● Task
List all the lines in these records that hold "this".

● Material to process
----
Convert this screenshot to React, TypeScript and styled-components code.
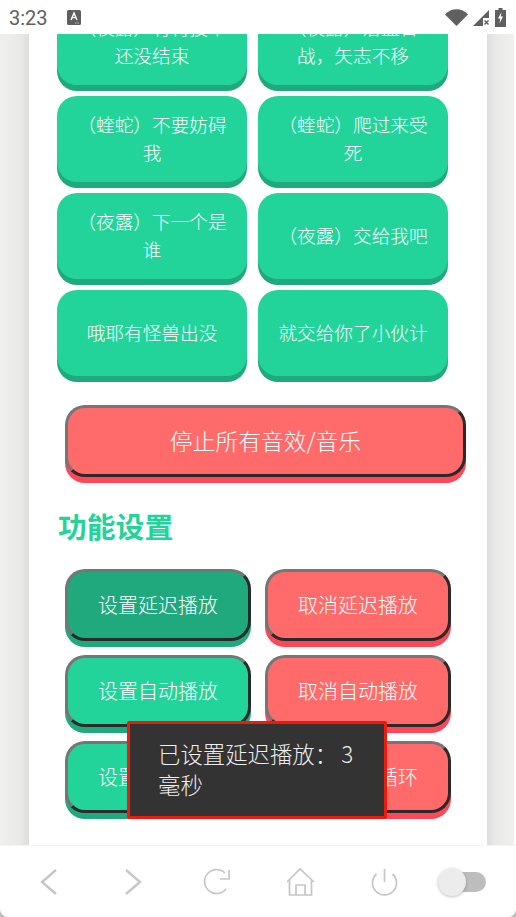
----
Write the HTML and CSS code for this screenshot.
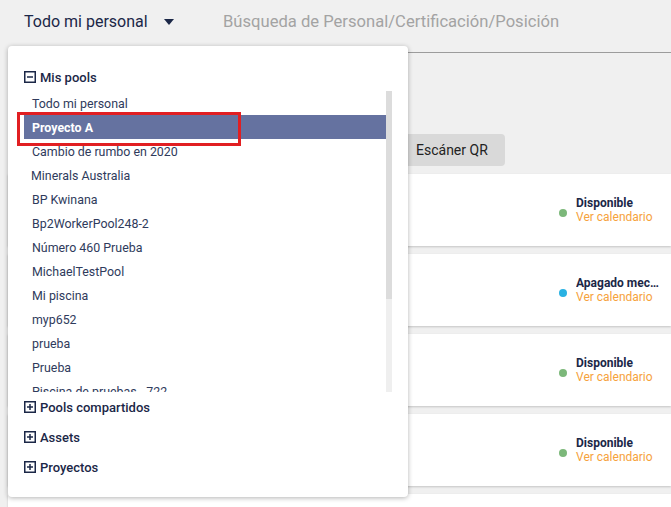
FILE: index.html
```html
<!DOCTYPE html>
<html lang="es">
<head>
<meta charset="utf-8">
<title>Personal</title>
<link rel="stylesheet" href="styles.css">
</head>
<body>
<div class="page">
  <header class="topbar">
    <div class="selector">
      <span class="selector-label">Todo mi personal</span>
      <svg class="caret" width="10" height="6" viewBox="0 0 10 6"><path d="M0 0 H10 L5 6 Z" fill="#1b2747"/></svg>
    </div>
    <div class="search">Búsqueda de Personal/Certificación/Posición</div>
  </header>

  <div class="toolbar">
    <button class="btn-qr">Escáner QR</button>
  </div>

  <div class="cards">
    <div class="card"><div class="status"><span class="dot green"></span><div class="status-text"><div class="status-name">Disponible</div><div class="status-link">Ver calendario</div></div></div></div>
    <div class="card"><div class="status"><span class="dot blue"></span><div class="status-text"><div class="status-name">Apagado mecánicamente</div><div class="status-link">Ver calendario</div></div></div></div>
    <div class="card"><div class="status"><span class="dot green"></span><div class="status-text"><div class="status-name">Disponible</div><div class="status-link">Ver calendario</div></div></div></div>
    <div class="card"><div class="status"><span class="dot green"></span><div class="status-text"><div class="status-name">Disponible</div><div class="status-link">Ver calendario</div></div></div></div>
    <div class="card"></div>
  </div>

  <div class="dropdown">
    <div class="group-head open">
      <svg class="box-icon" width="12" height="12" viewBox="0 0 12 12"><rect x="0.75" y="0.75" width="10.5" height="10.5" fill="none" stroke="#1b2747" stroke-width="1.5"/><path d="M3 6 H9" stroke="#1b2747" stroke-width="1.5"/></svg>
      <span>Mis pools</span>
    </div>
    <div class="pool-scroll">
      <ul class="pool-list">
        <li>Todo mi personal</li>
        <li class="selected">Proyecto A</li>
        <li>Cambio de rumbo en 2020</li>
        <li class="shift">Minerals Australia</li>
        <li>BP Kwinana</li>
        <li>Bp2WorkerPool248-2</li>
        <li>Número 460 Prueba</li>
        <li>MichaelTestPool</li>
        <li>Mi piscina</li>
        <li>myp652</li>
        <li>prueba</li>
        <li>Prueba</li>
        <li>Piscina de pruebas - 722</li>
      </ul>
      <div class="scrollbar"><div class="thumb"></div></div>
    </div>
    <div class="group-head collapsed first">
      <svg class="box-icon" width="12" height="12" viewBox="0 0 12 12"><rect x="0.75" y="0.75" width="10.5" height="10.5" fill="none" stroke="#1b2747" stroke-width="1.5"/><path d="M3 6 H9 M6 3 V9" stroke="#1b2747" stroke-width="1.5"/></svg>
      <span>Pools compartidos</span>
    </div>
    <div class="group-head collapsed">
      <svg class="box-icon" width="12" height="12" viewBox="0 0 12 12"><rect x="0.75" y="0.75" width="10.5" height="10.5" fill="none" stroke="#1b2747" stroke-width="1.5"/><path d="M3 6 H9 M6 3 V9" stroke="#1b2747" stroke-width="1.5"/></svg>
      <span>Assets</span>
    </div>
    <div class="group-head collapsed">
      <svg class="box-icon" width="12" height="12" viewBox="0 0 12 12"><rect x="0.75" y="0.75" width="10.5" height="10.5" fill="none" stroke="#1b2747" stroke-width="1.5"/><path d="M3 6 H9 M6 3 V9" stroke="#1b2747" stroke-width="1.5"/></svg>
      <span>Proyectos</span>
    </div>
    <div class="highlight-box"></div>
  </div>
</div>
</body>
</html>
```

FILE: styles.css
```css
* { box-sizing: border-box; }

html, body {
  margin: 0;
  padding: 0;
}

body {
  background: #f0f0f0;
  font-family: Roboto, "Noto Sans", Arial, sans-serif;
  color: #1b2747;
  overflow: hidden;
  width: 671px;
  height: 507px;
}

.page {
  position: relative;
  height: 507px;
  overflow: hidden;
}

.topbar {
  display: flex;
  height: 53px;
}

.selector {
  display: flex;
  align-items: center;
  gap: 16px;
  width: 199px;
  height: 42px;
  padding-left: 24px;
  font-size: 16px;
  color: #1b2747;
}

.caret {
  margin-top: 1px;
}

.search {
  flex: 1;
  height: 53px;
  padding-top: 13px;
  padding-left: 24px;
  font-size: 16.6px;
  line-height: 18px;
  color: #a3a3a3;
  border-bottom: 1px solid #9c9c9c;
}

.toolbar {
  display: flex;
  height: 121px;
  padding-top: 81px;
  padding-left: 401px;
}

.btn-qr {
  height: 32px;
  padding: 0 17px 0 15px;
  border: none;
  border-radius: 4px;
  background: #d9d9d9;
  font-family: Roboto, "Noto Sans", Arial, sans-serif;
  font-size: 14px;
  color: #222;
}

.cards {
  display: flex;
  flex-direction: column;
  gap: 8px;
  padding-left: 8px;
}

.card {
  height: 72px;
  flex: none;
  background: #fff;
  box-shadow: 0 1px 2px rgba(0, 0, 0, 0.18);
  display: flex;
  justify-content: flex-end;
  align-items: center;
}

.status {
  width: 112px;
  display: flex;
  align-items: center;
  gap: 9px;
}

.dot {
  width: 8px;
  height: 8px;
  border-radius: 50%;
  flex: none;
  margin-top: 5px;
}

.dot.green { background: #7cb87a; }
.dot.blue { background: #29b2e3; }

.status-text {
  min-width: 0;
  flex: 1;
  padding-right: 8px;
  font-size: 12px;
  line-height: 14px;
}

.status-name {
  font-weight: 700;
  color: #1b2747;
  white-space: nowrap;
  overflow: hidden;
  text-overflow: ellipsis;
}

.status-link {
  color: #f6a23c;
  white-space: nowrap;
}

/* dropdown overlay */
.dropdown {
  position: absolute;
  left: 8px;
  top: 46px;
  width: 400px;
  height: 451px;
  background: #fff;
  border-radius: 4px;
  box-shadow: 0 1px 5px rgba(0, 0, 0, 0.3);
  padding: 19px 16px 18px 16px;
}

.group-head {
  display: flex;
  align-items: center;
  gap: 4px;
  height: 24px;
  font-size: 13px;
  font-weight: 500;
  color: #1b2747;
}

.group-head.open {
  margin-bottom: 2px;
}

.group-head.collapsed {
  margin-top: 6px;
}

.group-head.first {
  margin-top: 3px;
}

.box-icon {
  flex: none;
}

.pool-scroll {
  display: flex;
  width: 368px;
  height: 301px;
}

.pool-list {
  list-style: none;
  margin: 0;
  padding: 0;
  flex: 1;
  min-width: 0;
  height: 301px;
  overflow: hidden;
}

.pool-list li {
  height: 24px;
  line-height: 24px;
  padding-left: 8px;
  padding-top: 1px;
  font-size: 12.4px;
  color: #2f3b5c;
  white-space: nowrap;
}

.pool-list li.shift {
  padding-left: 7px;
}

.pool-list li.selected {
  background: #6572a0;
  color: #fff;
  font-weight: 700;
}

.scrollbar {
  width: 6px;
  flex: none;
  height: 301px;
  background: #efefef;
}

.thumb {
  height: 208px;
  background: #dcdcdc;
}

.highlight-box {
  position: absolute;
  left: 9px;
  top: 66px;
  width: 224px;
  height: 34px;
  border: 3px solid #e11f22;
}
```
----
● Task solution
Convert this screenshot to React, TypeScript and styled-components code.
Write the HTML and CSS code for this screenshot.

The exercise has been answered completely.